What Does Mortgage Protection Cost?
Indicative monthly premiums, $500,000 decreasing cover (mortgage balance), healthy 35-year-old non-smoker:
| Benefit type | Monthly premium |
|---|---|
| Death only (decreasing) | ~$25–$45/month |
| Death + disability | ~$60–$110/month |
| Death + disability + redundancy | ~$80–$140/month |
For comparison: $500,000 of level life insurance for the same person costs ~$35–$60/month. Level cover gives you a fixed $500,000 payout regardless of remaining mortgage — and the surplus goes to your family.

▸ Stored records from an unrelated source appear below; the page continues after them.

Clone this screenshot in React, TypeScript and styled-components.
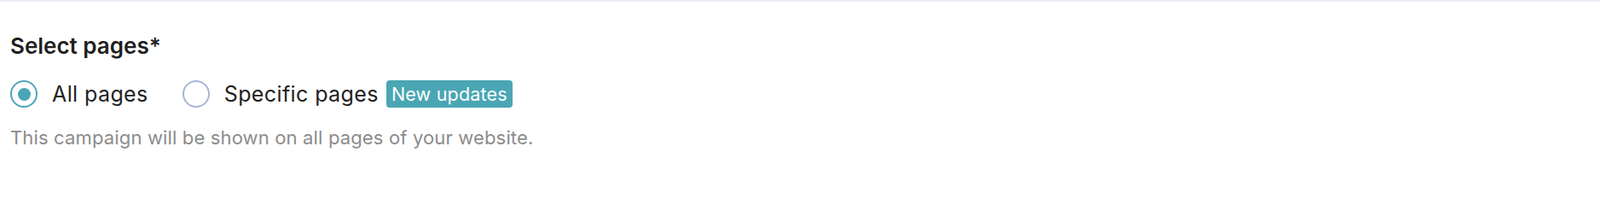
import React, { useState } from 'react';
import styled, { createGlobalStyle } from 'styled-components';

const GlobalStyle = createGlobalStyle`
    html, body {
        margin: 0;
        padding: 0;
        background: #ffffff;
        font-family: 'Inter', 'Liberation Sans', sans-serif;
    }
`;

const Section = styled.section`
    border-top: 2px solid #e9edf5;
    padding: 36px 12px 0;
`;

const Title = styled.h3`
    margin: 0;
    font-size: 26px;
    line-height: 32px;
    font-weight: 600;
    color: #1f1f1f;
`;

const Options = styled.div`
    display: flex;
    align-items: center;
    margin-top: 24px;
`;

const Option = styled.label`
    display: flex;
    align-items: center;
    cursor: pointer;
    margin-right: 40px;
    font-size: 25px;
    line-height: 32px;
    letter-spacing: 0.4px;
    color: #222;
`;

const Circle = styled.span<{ $checked: boolean; }>`
    box-sizing: border-box;
    width: 32px;
    height: 32px;
    border-radius: 50%;
    border: 2.5px solid ${(p) => (p.$checked ? '#4aa6b4' : '#a9b4d6')};
    display: flex;
    align-items: center;
    justify-content: center;
    margin-right: 17px;
    flex-shrink: 0;

    &::after {
        content: '';
        width: 15px;
        height: 15px;
        border-radius: 50%;
        background: #4aa6b4;
        display: ${(p) => (p.$checked ? 'block' : 'none')};
    }
`;

const Badge = styled.span`
    margin-left: 9px;
    background: #4aa6b4;
    color: #ffffff;
    font-size: 21.5px;
    line-height: 32px;
    letter-spacing: 0.2px;
    padding: 0 6px;
    border-radius: 4px;
`;

const Hint = styled.p`
    margin: 22px 0 0;
    font-size: 22px;
    line-height: 26px;
    letter-spacing: 0.15px;
    color: #8c8c8c;
`;

const options = [
    { value: 'all', label: 'All pages' },
    { value: 'specific', label: 'Specific pages', badge: 'New updates' },
];

const App: React.FC = () => {
    const [selected, setSelected] = useState('all');

    return (
        <>
            <GlobalStyle />
            <Section>
                <Title>Select pages*</Title>
                <Options>
                    {options.map((option) => (
                        <Option key={option.value} onClick={() => setSelected(option.value)}>
                            <Circle $checked={selected === option.value} />
                            {option.label}
                            {option.badge && <Badge>{option.badge}</Badge>}
                        </Option>
                    ))}
                </Options>
                <Hint>This campaign will be shown on all pages of your website.</Hint>
            </Section>
        </>
    );
};

export default App;
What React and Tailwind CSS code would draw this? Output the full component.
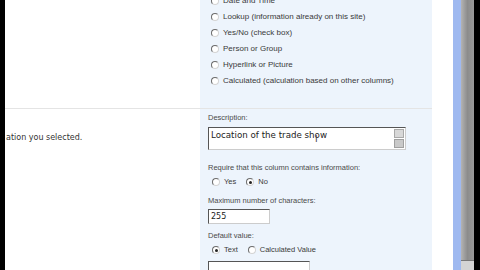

Mortgage Protection for First Home Buyers
First home buyers often take out maximum borrowing at the start of their mortgage — this is when mortgage protection or life insurance need is highest. As you pay down the mortgage over 20–30 years, your insurance need decreases.
Recommended approach for first home buyers:
- Get life insurance at the full mortgage amount + income replacement (broader than mortgage protection)
- Get income protection to cover mortgage repayments if you can’t work
- Review coverage every 5 years as your mortgage balance falls and your savings grow
- Reduce insurance coverage as your equity grows and your financial safety net strengthens
Frequently Asked Questions
Is mortgage protection mandatory when getting a home loan in NZ? No — lenders cannot require you to purchase mortgage protection through them. You can choose to have no protection (though this is financially risky) or arrange your own insurance elsewhere.
Does mortgage protection cover interest rate rises? No — mortgage protection covers a fixed repayment amount or the outstanding balance. If interest rates rise and your repayments increase, most policies don’t automatically adjust.
What’s the difference between mortgage protection and lender’s mortgage insurance (LMI)? LMI (not common in NZ but exists) protects the lender if you default — it’s bank protection, not yours. Mortgage protection protects you/your family. These are entirely different products.